=== Given material ===

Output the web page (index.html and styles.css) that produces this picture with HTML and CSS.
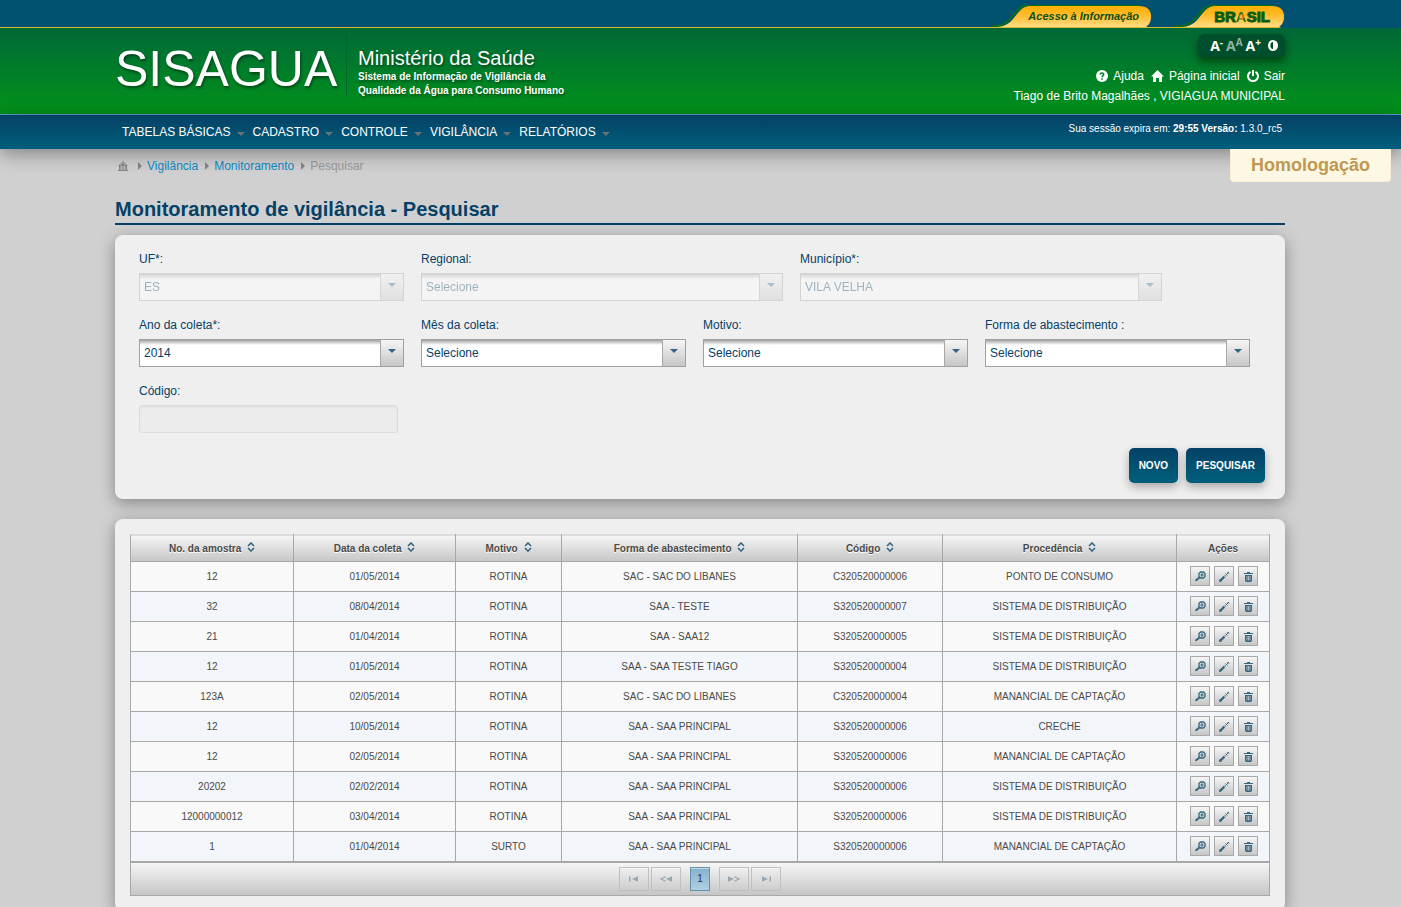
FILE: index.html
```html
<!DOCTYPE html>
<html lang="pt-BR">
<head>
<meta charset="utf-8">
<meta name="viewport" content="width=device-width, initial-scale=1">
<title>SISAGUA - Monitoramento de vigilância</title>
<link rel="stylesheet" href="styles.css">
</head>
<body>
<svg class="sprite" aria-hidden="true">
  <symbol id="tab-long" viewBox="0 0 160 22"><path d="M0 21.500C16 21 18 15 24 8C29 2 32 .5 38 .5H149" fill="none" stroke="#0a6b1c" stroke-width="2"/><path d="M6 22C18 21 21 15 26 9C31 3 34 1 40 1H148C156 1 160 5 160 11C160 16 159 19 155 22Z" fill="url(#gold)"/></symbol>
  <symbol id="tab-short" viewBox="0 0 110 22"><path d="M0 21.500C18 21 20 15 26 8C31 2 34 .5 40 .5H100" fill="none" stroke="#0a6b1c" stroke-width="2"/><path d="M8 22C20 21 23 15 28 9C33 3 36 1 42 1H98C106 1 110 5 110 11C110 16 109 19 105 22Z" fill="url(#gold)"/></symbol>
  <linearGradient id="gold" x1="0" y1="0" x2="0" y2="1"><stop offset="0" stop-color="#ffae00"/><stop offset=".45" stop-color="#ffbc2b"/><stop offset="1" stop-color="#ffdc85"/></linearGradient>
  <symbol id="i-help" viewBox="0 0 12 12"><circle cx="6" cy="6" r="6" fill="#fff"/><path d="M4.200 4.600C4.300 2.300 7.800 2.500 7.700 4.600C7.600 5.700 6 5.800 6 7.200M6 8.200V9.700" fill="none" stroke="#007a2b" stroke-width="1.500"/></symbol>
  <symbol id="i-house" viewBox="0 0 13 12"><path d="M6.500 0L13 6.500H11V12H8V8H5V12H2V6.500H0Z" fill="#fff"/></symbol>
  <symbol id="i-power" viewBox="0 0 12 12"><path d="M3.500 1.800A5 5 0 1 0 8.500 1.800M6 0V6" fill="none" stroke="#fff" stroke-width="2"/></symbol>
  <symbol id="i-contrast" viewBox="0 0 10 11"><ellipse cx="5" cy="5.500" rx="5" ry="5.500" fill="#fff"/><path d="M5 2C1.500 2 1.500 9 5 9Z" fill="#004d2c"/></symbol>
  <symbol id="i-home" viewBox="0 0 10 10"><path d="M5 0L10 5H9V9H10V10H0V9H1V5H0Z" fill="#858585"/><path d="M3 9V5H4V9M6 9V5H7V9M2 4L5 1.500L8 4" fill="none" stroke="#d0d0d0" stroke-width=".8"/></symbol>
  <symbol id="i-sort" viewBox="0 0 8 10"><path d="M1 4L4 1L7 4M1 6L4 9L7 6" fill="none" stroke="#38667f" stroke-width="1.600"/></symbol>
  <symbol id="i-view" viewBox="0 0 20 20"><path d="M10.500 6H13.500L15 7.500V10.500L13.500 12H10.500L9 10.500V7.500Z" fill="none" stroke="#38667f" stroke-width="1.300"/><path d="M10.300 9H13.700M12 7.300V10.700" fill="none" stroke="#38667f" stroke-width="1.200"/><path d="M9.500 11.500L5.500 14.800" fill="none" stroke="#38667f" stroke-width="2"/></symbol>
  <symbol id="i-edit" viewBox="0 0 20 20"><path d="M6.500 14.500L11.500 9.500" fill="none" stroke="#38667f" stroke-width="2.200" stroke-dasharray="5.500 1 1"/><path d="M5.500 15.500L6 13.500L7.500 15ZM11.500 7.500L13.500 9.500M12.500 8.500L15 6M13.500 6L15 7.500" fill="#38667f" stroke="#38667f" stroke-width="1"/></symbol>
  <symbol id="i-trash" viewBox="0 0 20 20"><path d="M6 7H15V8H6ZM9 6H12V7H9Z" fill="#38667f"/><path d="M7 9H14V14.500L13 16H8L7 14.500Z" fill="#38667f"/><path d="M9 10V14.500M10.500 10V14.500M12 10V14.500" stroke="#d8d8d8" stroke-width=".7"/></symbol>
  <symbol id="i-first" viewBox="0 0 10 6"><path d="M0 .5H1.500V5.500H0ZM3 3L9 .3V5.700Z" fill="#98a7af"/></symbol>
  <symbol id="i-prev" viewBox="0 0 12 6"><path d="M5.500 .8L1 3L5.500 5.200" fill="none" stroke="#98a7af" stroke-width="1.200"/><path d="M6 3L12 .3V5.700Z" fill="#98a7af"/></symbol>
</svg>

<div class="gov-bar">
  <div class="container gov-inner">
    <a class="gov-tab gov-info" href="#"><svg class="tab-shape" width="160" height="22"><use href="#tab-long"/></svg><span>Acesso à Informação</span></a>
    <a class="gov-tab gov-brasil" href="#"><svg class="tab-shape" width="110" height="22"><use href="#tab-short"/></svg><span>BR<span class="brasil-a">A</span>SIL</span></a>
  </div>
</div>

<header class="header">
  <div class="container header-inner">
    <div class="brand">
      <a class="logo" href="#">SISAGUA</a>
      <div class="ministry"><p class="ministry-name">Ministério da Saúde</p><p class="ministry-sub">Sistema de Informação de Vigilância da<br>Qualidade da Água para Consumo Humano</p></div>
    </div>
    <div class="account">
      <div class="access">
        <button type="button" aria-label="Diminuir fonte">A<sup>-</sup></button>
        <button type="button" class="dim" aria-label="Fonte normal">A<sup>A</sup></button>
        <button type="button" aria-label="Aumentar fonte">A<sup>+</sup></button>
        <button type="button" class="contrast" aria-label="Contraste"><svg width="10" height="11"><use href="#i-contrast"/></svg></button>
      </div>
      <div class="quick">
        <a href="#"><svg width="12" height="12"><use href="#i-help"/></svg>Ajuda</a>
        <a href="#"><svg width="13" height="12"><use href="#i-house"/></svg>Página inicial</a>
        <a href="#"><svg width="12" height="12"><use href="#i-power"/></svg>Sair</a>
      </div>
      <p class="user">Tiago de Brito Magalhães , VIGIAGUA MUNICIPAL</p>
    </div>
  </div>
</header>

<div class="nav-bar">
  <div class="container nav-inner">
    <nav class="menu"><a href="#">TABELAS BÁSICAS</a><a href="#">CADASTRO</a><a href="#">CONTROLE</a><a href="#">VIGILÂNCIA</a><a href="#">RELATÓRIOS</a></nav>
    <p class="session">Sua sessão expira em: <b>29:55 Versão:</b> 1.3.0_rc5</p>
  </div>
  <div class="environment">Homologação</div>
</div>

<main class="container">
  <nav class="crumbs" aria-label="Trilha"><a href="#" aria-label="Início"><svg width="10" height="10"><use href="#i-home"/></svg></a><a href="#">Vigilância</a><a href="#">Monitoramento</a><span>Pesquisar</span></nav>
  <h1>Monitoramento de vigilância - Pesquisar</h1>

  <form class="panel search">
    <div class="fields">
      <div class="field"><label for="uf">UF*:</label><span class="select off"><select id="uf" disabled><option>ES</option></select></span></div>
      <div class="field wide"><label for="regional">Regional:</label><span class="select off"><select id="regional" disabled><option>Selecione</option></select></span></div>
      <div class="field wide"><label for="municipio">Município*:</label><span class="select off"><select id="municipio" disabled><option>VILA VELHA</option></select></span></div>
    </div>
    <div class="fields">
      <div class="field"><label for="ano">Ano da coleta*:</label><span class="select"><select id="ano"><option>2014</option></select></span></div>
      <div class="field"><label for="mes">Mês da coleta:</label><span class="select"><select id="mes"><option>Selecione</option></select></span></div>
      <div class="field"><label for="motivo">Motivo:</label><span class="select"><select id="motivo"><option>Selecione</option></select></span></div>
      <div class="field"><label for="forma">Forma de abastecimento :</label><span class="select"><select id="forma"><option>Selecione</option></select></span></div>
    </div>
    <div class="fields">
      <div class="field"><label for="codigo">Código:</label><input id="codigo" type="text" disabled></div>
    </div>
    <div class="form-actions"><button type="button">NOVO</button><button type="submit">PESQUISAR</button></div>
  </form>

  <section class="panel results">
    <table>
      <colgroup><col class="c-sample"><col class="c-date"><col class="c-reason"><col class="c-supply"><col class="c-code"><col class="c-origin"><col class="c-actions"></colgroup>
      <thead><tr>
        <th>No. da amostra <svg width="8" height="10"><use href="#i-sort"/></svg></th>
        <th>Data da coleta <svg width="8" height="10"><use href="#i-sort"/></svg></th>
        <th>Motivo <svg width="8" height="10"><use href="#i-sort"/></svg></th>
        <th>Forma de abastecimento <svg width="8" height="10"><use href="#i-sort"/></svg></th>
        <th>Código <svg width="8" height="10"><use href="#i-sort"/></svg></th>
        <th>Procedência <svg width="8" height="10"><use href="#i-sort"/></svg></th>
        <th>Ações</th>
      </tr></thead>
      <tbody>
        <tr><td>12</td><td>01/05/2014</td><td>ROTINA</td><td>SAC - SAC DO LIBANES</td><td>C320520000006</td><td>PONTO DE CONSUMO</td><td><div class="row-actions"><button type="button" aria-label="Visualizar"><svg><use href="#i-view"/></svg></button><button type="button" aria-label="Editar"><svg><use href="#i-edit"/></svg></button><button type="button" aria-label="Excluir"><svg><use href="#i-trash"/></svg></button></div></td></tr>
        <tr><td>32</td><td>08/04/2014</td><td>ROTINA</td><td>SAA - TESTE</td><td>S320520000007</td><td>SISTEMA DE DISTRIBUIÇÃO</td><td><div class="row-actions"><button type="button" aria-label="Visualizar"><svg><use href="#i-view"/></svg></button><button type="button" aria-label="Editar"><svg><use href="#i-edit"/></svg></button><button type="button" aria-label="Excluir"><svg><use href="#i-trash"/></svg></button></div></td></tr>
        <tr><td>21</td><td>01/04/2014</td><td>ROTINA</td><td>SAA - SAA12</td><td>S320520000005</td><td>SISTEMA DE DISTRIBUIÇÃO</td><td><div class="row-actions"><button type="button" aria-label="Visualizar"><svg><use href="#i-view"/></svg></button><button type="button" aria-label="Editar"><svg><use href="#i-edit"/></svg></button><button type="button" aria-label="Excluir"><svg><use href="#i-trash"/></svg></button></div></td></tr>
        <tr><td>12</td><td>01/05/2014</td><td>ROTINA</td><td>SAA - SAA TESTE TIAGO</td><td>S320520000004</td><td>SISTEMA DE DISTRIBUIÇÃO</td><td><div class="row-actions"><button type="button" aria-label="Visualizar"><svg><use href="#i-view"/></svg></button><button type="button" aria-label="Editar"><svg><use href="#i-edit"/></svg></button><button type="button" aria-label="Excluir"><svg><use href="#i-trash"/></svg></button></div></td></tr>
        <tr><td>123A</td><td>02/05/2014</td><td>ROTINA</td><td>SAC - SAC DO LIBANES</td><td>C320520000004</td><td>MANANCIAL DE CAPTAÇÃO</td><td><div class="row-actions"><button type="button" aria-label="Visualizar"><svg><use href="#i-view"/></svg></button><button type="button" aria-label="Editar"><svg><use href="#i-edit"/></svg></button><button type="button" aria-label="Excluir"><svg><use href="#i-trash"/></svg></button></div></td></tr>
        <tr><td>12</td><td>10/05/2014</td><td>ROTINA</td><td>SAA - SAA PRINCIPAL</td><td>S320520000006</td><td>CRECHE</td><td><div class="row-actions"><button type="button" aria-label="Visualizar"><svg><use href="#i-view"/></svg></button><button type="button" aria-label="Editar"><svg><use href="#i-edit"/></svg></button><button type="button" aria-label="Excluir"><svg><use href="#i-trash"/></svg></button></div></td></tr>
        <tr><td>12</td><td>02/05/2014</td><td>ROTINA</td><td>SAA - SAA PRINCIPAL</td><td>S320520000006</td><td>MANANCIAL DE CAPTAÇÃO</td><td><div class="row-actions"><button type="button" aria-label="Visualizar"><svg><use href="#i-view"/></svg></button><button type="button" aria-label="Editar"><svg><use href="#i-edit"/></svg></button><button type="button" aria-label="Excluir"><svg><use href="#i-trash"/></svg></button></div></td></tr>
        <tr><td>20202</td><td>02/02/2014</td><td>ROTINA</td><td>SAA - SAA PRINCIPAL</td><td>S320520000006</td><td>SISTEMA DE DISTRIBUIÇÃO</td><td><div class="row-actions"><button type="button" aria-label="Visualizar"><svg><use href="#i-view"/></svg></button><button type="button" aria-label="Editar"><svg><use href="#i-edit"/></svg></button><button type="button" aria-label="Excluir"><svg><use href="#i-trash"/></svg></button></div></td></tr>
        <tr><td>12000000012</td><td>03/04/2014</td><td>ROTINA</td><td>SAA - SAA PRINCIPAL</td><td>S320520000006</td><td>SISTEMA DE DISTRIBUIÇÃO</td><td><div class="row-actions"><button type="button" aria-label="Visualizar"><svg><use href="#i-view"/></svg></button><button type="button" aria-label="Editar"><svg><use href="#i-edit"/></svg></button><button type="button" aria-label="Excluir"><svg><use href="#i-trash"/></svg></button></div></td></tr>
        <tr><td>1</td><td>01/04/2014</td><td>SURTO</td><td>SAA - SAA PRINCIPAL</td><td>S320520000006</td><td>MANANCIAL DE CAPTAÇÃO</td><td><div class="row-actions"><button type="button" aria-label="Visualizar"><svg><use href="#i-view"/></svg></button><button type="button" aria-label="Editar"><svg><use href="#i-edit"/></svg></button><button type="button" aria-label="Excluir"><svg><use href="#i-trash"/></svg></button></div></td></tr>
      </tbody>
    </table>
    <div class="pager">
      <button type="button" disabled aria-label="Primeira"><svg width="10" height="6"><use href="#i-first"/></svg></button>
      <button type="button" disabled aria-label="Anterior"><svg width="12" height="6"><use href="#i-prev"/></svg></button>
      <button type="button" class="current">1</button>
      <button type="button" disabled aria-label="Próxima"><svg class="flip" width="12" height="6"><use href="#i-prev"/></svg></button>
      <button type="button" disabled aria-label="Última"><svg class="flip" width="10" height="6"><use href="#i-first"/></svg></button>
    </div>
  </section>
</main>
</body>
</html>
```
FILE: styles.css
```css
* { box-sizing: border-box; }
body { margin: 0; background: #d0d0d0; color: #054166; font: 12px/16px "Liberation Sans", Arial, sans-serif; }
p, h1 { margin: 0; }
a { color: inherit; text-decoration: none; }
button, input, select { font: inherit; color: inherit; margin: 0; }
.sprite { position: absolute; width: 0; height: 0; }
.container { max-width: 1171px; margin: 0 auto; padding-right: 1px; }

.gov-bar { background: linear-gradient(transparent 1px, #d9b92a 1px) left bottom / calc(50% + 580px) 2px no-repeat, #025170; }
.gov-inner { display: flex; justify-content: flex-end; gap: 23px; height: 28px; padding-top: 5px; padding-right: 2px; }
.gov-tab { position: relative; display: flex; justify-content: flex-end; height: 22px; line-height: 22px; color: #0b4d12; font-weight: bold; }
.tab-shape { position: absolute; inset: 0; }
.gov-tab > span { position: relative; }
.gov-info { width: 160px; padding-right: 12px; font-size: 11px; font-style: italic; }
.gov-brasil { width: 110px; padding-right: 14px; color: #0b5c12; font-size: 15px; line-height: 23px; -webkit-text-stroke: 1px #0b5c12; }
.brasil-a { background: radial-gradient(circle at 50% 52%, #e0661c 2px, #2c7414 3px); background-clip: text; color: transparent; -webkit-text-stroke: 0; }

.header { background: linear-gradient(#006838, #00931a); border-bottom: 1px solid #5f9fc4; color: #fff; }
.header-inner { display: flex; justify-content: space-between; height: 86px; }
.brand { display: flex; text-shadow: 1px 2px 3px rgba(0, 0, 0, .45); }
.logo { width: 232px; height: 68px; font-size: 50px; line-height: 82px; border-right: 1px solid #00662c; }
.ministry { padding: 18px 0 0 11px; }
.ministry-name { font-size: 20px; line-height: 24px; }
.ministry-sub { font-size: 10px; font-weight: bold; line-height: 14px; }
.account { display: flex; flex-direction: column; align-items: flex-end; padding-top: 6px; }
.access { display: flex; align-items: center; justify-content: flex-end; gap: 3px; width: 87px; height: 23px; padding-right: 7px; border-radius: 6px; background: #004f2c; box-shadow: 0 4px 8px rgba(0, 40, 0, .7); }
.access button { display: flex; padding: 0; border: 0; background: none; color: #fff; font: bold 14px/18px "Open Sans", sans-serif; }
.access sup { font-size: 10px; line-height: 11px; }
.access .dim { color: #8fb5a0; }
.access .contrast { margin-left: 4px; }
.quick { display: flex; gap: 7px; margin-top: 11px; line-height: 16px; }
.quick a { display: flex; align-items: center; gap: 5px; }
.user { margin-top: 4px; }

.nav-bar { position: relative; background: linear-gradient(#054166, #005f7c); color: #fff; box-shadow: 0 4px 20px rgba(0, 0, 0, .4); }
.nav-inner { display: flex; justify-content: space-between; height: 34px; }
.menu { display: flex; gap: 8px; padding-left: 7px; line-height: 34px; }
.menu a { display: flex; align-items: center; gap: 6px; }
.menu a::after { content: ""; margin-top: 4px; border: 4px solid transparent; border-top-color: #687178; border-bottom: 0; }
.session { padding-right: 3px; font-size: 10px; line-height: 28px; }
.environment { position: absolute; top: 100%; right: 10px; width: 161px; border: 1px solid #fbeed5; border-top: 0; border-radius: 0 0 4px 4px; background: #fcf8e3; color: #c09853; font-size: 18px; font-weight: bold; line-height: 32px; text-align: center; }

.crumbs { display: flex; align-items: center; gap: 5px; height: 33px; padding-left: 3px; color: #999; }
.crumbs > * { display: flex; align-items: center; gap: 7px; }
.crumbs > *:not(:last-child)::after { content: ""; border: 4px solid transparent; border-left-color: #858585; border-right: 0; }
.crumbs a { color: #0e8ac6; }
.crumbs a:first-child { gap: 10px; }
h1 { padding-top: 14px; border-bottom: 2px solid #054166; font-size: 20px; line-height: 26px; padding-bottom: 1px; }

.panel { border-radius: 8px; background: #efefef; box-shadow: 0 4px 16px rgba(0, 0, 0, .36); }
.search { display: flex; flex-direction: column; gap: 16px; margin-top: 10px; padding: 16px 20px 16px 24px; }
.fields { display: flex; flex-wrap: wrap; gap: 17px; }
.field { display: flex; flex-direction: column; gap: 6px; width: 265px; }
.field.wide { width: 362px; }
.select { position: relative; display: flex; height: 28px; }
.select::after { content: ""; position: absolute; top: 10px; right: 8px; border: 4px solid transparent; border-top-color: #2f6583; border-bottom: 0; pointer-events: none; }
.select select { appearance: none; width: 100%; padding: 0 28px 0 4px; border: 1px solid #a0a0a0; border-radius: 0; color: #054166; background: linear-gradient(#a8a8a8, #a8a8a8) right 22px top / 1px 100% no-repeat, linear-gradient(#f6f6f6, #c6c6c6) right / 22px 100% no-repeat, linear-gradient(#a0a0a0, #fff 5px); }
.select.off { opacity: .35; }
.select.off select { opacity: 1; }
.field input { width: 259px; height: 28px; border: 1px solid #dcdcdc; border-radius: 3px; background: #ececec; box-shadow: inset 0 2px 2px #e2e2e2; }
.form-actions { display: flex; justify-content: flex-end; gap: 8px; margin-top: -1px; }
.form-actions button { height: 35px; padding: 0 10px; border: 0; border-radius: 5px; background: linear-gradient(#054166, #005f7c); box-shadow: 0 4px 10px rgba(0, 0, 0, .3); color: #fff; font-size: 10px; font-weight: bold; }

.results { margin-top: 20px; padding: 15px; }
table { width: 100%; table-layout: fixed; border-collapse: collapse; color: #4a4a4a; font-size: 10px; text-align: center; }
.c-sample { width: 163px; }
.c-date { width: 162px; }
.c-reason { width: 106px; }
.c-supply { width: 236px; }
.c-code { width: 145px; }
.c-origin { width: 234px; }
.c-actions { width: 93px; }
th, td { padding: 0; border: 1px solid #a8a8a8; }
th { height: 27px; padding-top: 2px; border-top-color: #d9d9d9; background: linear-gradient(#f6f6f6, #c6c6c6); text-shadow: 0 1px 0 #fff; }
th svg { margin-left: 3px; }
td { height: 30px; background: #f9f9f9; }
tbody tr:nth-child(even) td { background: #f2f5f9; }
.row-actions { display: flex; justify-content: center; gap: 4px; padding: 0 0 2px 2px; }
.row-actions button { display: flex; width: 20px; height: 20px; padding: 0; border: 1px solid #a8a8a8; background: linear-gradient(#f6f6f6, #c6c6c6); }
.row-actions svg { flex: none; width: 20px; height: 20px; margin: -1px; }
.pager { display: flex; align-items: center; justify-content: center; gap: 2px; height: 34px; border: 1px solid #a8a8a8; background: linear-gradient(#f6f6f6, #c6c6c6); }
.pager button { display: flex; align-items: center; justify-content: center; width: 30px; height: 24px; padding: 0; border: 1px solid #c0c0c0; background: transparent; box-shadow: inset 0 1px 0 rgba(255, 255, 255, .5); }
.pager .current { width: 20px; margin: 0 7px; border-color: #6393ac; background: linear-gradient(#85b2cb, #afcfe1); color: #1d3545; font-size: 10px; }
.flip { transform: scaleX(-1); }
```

===

Task brief: Find each line with the string "styles" and copy it out.

Output of the exercise:
Output the web page (index.html and styles.css) that produces this picture with HTML and CSS.
<link rel="stylesheet" href="styles.css">
FILE: styles.css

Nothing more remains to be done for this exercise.